Respected analyst Ben Thompson still thinks Apple has a longer-term goal, though.

“Apple TV Channels is a means to buy subscriptions to other streaming services, which makes a lot of money for Roku and Amazon in particular,” he said of the company’s move last week.

“Apple TV+ content is a reason to make Apple TV the default interface for video leading to more subscriptions via Apple TV Channels.

“This view also explains why Apple is going to bundle a year of Apple TV+ with all new Apple device purchases, which is also very much in line with the idea of Apple giving up short-term revenue on its products – or incurring contra-revenue in this case – for long-term subscription revenue.”

Even still, when I ask myself the question ‘are you going to subscribe to another video streaming service’, I really have to pause to think about it.

Right now, I pay north of €100 for subscriptions, not including home TV, broadband or mobile.

That might seem like a lot until you break it down. These include things like Netflix (€12), Spotify (€15 family subscription), Audible (€10), YouTube Premium (€15), iCloud (€10) and Amazon Prime (€10).

They also include some news content, such as Stratechery (€8), and intermittent (month on, month off) subscriptions to newspapers. I have just added a new subscription, The Athletic (€30 on offer for the first year) for its specialist, high-grade sports writing.

Every few months, I’ll browse through my monthly credit card statement and find a subscription I forgot to cancel or which has been triggered after an introductory free period. I’m betting several readers of this column would find the same if they check their bank statement right now.

But as steep as all of this sounds, I know that if Apple comes up with a hit show that everyone is talking about, I’ll probably stump up the fiver, even temporarily. Once that happens, Apple has my attention and may succeed in selling me something else.

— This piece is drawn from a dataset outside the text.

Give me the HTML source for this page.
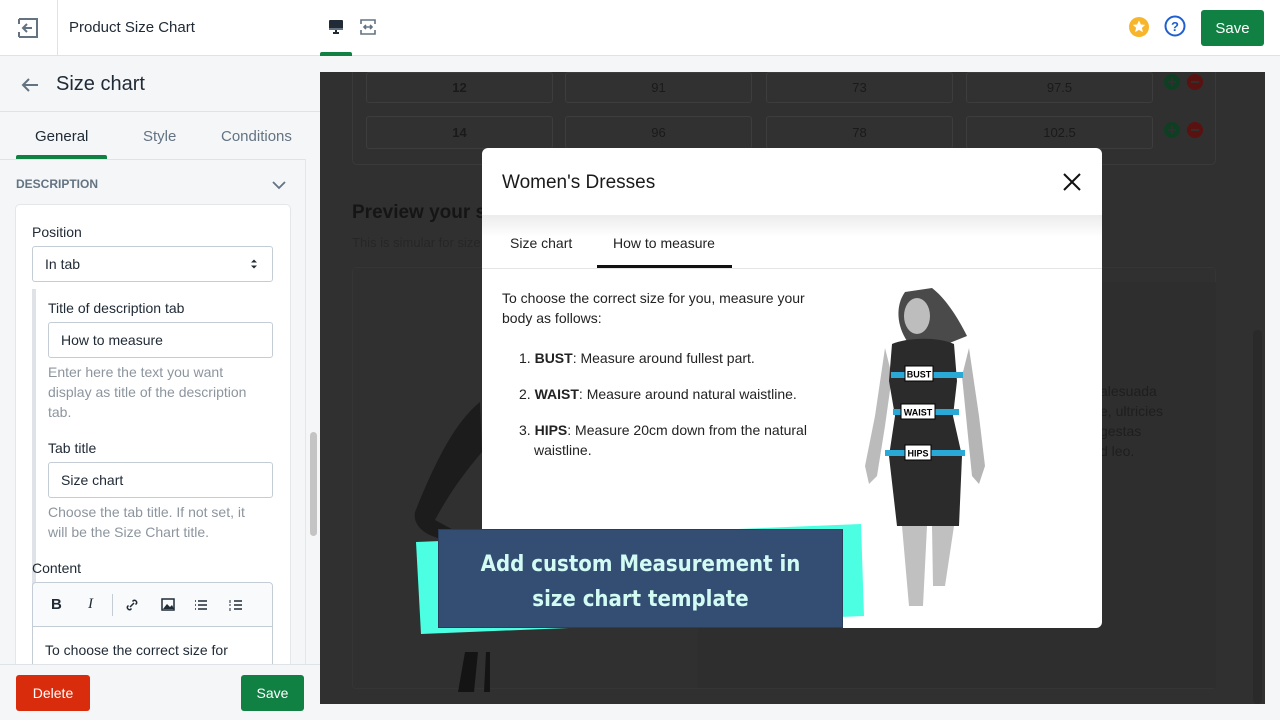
<!DOCTYPE html>
<html><head><meta charset="utf-8">
<style>
*{box-sizing:border-box;margin:0;padding:0}
body{width:1280px;height:720px;overflow:hidden;position:relative;font-family:"Liberation Sans",sans-serif;background:#f4f6f8;color:#212b36}
.abs{position:absolute}
.top{left:0;top:0;width:1280px;height:56px;background:#fff;border-bottom:1px solid #dfe3e8}
.inp{position:absolute;background:#fff;border:1px solid #c4cdd5;border-radius:3px;font-size:14px;padding-left:12px;display:flex;align-items:center;color:#212b36}
.lbl{position:absolute;font-size:14px;color:#212b36}
.help{position:absolute;font-size:14px;color:#8c959e;line-height:20px}
.cell{position:absolute;height:31px;border:1px solid #3d3d3d;border-radius:3px;font-size:13px;color:#1a1a1a;display:flex;align-items:center;justify-content:center;background:#313131}
.btn{position:absolute;color:#fff;font-size:14px;border-radius:3px;display:flex;align-items:center;justify-content:center}
</style></head><body>
<div class="abs top"></div>
<div class="abs" style="left:57px;top:0;width:1px;height:55px;background:#dfe3e8"></div>
<svg class="abs" style="left:17px;top:17px" width="22" height="22" viewBox="0 0 22 22"><path d="M2 2h18v18H2" fill="none" stroke="#637381" stroke-width="2"/><path d="M2 2v5M2 15v5M15 11H6M10 7l-4 4 4 4" fill="none" stroke="#637381" stroke-width="2"/></svg>
<div class="abs" style="left:69px;top:19px;font-size:15px;color:#212b36">Product Size Chart</div>
<svg class="abs" style="left:328px;top:19px" width="16" height="16" viewBox="0 0 16 16"><rect x="1" y="1" width="14" height="10" rx="1" fill="#212b36"/><rect x="1" y="9" width="14" height="2" fill="#637381"/><path d="M5 14h6M8 11v3" stroke="#212b36" stroke-width="2"/></svg>
<svg class="abs" style="left:360px;top:19px" width="16" height="16" viewBox="0 0 16 16"><path d="M1 5V1h14v4M1 11v4h14v-4M4 8h8M6 6l-2 2 2 2M10 6l2 2-2 2" fill="none" stroke="#637381" stroke-width="1.6"/></svg>
<div class="abs" style="left:320px;top:52px;width:32px;height:4px;background:#108043;border-radius:2px 2px 0 0"></div>
<svg class="abs" style="left:1128px;top:16px" width="22" height="22" viewBox="0 0 22 22"><circle cx="11" cy="11" r="10" fill="#f7b52b"/><path d="M11 4.5l1.9 4 4.3.4-3.3 2.9 1 4.3L11 13.9l-3.9 2.2 1-4.3-3.3-2.9 4.3-.4z" fill="#fff"/></svg>
<svg class="abs" style="left:1164px;top:15px" width="22" height="22" viewBox="0 0 22 22"><circle cx="11" cy="11" r="9.5" fill="none" stroke="#1f5fd1" stroke-width="2"/><text x="11" y="16" text-anchor="middle" font-family="Liberation Sans" font-weight="bold" font-size="13" fill="#1f5fd1">?</text></svg>
<div class="btn" style="left:1201px;top:10px;width:63px;height:36px;background:#108043;font-size:15px">Save</div>

<!-- left panel -->
<svg class="abs" style="left:20px;top:76px" width="20" height="18" viewBox="0 0 20 18"><path d="M18 9H3M9 3L3 9l6 6" fill="none" stroke="#637381" stroke-width="2"/></svg>
<div class="abs" style="left:56px;top:73px;font-size:20px;color:#212b36">Size chart</div>
<div class="abs" style="left:0;top:111px;width:320px;height:1px;background:#dfe3e8"></div>
<div class="abs" style="left:35px;top:128px;font-size:15px;color:#212b36">General</div>
<div class="abs" style="left:143px;top:128px;font-size:15px;color:#637381">Style</div>
<div class="abs" style="left:221px;top:128px;font-size:15px;color:#637381">Conditions</div>
<div class="abs" style="left:16px;top:155px;width:91px;height:4px;background:#108043;border-radius:2px 2px 0 0"></div>
<div class="abs" style="left:0;top:159px;width:305px;height:1px;background:#dfe3e8"></div>
<div class="abs" style="left:305px;top:159px;width:1px;height:506px;background:#e4e7ea"></div>
<div class="abs" style="left:16px;top:177px;font-size:12px;font-weight:bold;color:#637381">DESCRIPTION</div>
<svg class="abs" style="left:272px;top:180px" width="14" height="10" viewBox="0 0 14 10"><path d="M1 2l6 6 6-6" fill="none" stroke="#637381" stroke-width="1.8"/></svg>
<div class="abs" style="left:16px;top:205px;width:274px;height:470px;background:#fff;border-radius:4px;box-shadow:0 0 0 1px #e4e7ea"></div>
<div class="lbl" style="left:32px;top:224px">Position</div>
<div class="inp" style="left:32px;top:246px;width:241px;height:36px">In tab</div>
<svg class="abs" style="left:250px;top:258px" width="8" height="12" viewBox="0 0 8 12"><path d="M1 4.5L4 1.5 7 4.5zM1 7.5L4 10.5 7 7.5z" fill="#212b36"/></svg>
<div class="abs" style="left:32px;top:289px;width:4px;height:380px;background:#dfe3e8"></div>
<div class="lbl" style="left:48px;top:300px">Title of description tab</div>
<div class="inp" style="left:48px;top:322px;width:225px;height:36px">How to measure</div>
<div class="help" style="left:48px;top:362px;width:212px">Enter here the text you want display as title of the description tab.</div>
<div class="lbl" style="left:48px;top:440px">Tab title</div>
<div class="inp" style="left:48px;top:462px;width:225px;height:36px">Size chart</div>
<div class="help" style="left:48px;top:502px;width:212px">Choose the tab title. If not set, it will be the Size Chart title.</div>
<div class="lbl" style="left:32px;top:560px">Content</div>
<div class="abs" style="left:32px;top:582px;width:241px;height:90px;border:1px solid #c4cdd5;border-radius:4px;background:#fff"></div>
<div class="abs" style="left:33px;top:583px;width:239px;height:44px;background:#f9fafb;border-bottom:1px solid #c4cdd5;border-radius:4px 4px 0 0"></div>
<div class="abs" style="left:51px;top:596px;font-size:15px;font-weight:bold;color:#212b36">B</div>
<div class="abs" style="left:88px;top:596px;font-size:15px;font-style:italic;font-family:'Liberation Serif',serif;color:#212b36">I</div>
<div class="abs" style="left:112px;top:594px;width:1px;height:22px;background:#c4cdd5"></div>
<svg class="abs" style="left:124px;top:597px" width="150" height="16" viewBox="0 0 150 16"><path d="M6 10l4-4M4.5 8.5l-1 1a2.3 2.3 0 0 0 3 3l1-1M11.5 7.5l1-1a2.3 2.3 0 0 0-3-3l-1 1" fill="none" stroke="#212b36" stroke-width="1.5"/><rect x="38" y="2" width="12" height="11" fill="none" stroke="#212b36" stroke-width="1.5"/><path d="M39 12l4-5 3 3 2-2 2 4z" fill="#212b36"/><path d="M74 4h9M74 8h9M74 12h9M71 4h1M71 8h1M71 12h1M110 4h8M110 8h8M110 12h8" stroke="#212b36" stroke-width="1.6"/><path d="M106 3v3M106 7v2M106 11v3" stroke="#212b36" stroke-width="1"/></svg>
<div class="abs" style="left:45px;top:642px;font-size:14px;color:#212b36">To choose the correct size for</div>
<div class="abs" style="left:310px;top:432px;width:7px;height:104px;background:#c4c4c4;border-radius:4px"></div>
<div class="abs" style="left:0;top:664px;width:320px;height:56px;background:#f4f6f8;border-top:1px solid #dfe3e8"></div>
<div class="btn" style="left:16px;top:675px;width:74px;height:36px;background:#d82c0d">Delete</div>
<div class="btn" style="left:241px;top:675px;width:63px;height:36px;background:#108043">Save</div>

<!-- right dark area -->
<div class="abs" style="left:320px;top:72px;width:945px;height:632px;background:#303030;overflow:hidden">
  <div class="abs" style="left:32px;top:-12px;width:864px;height:105px;border:1px solid #3a3a3a;border-radius:5px"></div>
  <div class="cell" style="left:46px;top:0;width:187px;font-weight:bold">12</div>
  <div class="cell" style="left:245px;top:0;width:187px">91</div>
  <div class="cell" style="left:446px;top:0;width:187px">73</div>
  <div class="cell" style="left:646px;top:0;width:187px">97.5</div>
  <div class="cell" style="left:46px;top:44px;width:187px;height:33px;font-weight:bold">14</div>
  <div class="cell" style="left:245px;top:44px;width:187px;height:33px">96</div>
  <div class="cell" style="left:446px;top:44px;width:187px;height:33px">78</div>
  <div class="cell" style="left:646px;top:44px;width:187px;height:33px">102.5</div>
  <svg class="abs" style="left:844px;top:2px" width="42" height="80" viewBox="0 0 42 80"><circle cx="8" cy="8" r="8" fill="#0e3f22"/><circle cx="31" cy="8" r="8" fill="#5a1210"/><circle cx="8" cy="56" r="8" fill="#0e3f22"/><circle cx="31" cy="56" r="8" fill="#5a1210"/><path d="M4 8h8M8 4v8M27 8h8M4 56h8M8 52v8M27 56h8" stroke="#303030" stroke-width="2"/></svg>
  <div class="abs" style="left:32px;top:130px;font-size:19px;font-weight:bold;color:#151515">Preview your size chart</div>
  <div class="abs" style="left:32px;top:163px;font-size:13px;color:#262626">This is simular for size chart popup</div>
  <div class="abs" style="left:32px;top:195px;width:864px;height:422px;border:1px solid #353535;border-radius:4px"></div>
  <div class="abs" style="left:378px;top:210px;width:518px;height:406px;background:#2e2e2e"></div>
  <div class="abs" style="left:780px;top:309px;font-size:14px;line-height:20px;color:#1e1e1e">alesuada<br>e, ultricies<br>gestas<br>d leo.</div>
  <svg class="abs" style="left:90px;top:300px" width="80" height="320" viewBox="0 0 80 320"><path d="M70 30 C45 50 25 90 5 140 C3 150 10 160 25 165 L60 180 L62 168 L25 148 C40 120 55 100 72 80Z" fill="#1c1c1c"/><path d="M48 320 L55 280 L68 280 L64 320Z M74 320 L76 280 L80 280 L80 320Z" fill="#141414"/></svg>
</div>
<div class="abs" style="left:1265px;top:72px;width:15px;height:648px;background:#f4f6f8"></div>
<div class="abs" style="left:1253px;top:330px;width:9px;height:374px;background:#2a2a2a;border-radius:4px"></div>

<!-- modal -->
<div class="abs" style="left:482px;top:148px;width:620px;height:480px;background:#fff;border-radius:6px;overflow:hidden">
  <div class="abs" style="left:20px;top:24px;font-size:19px;color:#1a1a1a">Women's Dresses</div>
  <svg class="abs" style="left:581px;top:25px" width="18" height="18" viewBox="0 0 18 18"><path d="M1 1l16 16M17 1L1 17" stroke="#111" stroke-width="2"/></svg>
  <div class="abs" style="left:0;top:67px;width:620px;height:22px;background:linear-gradient(#ececec,#fff)"></div>
  <div class="abs" style="left:28px;top:87px;font-size:14px;color:#222">Size chart</div>
  <div class="abs" style="left:131px;top:87px;font-size:14px;color:#222">How to measure</div>
  <div class="abs" style="left:115px;top:117px;width:135px;height:3px;background:#111"></div>
  <div class="abs" style="left:0;top:120px;width:620px;height:1px;background:#e5e5e5"></div>
  <div class="abs" style="left:20px;top:140px;width:320px;font-size:14px;line-height:20px;color:#222">To choose the correct size for you, measure your body as follows:</div>
  <div class="abs" style="left:37px;top:200px;width:300px;font-size:14px;line-height:20px;color:#222">1. <b>BUST</b>: Measure around fullest part.</div>
  <div class="abs" style="left:37px;top:236px;width:300px;font-size:14px;line-height:20px;color:#222">2. <b>WAIST</b>: Measure around natural waistline.</div>
  <div class="abs" style="left:37px;top:272px;width:300px;font-size:14px;line-height:20px;color:#222;padding-left:15px;text-indent:-15px">3. <b>HIPS</b>: Measure 20cm down from the natural waistline.</div>
  <svg class="abs" style="left:375px;top:138px" width="140" height="322" viewBox="0 0 140 322">
    <path d="M48 6 L75 2 C88 12 100 30 110 50 L85 60 L50 55 C40 40 38 20 48 6Z" fill="#4a4a4a"/>
    <ellipse cx="60" cy="30" rx="13" ry="18" fill="#bdbdbd"/>
    <path d="M28 62 L18 130 L8 180 L12 198 L20 190 L28 140 L35 90Z" fill="#bbb"/>
    <path d="M112 62 L122 130 L128 180 L122 198 L115 190 L110 140 L105 90Z" fill="#b5b5b5"/>
    <path d="M35 58 C48 52 80 50 97 58 L100 95 L96 130 L105 170 L102 240 L40 240 L32 170 L38 130 L32 95Z" fill="#2b2b2b"/>
    <path d="M45 240 L52 320 L66 320 L70 240Z M75 240 L76 300 L88 300 L97 240Z" fill="#c0c0c0"/>
    <path d="M34 86 L106 86 L106 92 L34 92Z M36 123 L102 123 L102 129 L36 129Z M28 164 L108 164 L108 170 L28 170Z" fill="#2aa9d6"/>
    <rect x="48" y="80" width="28" height="15" fill="#fff" stroke="#000"/><text x="62" y="91.5" text-anchor="middle" font-size="9" font-weight="bold" font-family="Liberation Sans" fill="#000">BUST</text>
    <rect x="44" y="118" width="34" height="15" fill="#fff" stroke="#000"/><text x="61" y="129.5" text-anchor="middle" font-size="9" font-weight="bold" font-family="Liberation Sans" fill="#000">WAIST</text>
    <rect x="48" y="159" width="26" height="15" fill="#fff" stroke="#000"/><text x="61" y="170.5" text-anchor="middle" font-size="9" font-weight="bold" font-family="Liberation Sans" fill="#000">HIPS</text>
  </svg>
</div>

<!-- banner -->
<svg class="abs" style="left:414px;top:520px" width="452" height="118" viewBox="0 0 452 118"><path d="M2 22 L447 4 L450 96 L7 114Z" fill="#4cffe2"/></svg>
<div class="abs" style="left:439px;top:530px;width:403px;height:97px;background:#344d72;box-shadow:0 0 0 1px #2a3e5c"></div>
<div class="abs" style="left:439px;top:547px;width:403px;text-align:center;font-size:22px;line-height:35px;font-weight:bold;color:#d2fbf3;font-family:'DejaVu Sans Condensed','Liberation Sans',sans-serif">Add custom Measurement in<br>size chart template</div>
</body></html>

I can say this without feeling ashamed or beating myself up for being a mug.

Regardless of what some cynics will say, the market we have for things like phones and streaming services is pretty competitive. There are dozens to choose from, as traditional players such as RTÉ and the BBC will gloomily tell you.

So if Apple thinks it has a decent offering, who would bet against it?

The company has shown itself again and again to be adept at developing new income streams for itself.

Both its Watch (five years ago) and its AirPods (three years ago) had scores of people sniffing that the company had lost its innovative edge.

Today, the Watch is the best selling watch – of any sort – in the world and AirPods have fundamentally changed the earphones market.

More importantly, they now bring in close to €20bn a year by themselves, making them a bigger standalone business than almost any other in the entire tech industry.

It’s a less visible, but similarly interesting story for Apple’s ‘services’ category, which has gone from €20bn to €36bn in annual revenue.

So while the fate of Apple TV+ is absolutely dependent on quality, it would be crazy to dismiss Apple’s nose for future revenue and profit.

Come November 1, when it launches, I’ll likely tap open Apple’s TV app to see what the quality is like.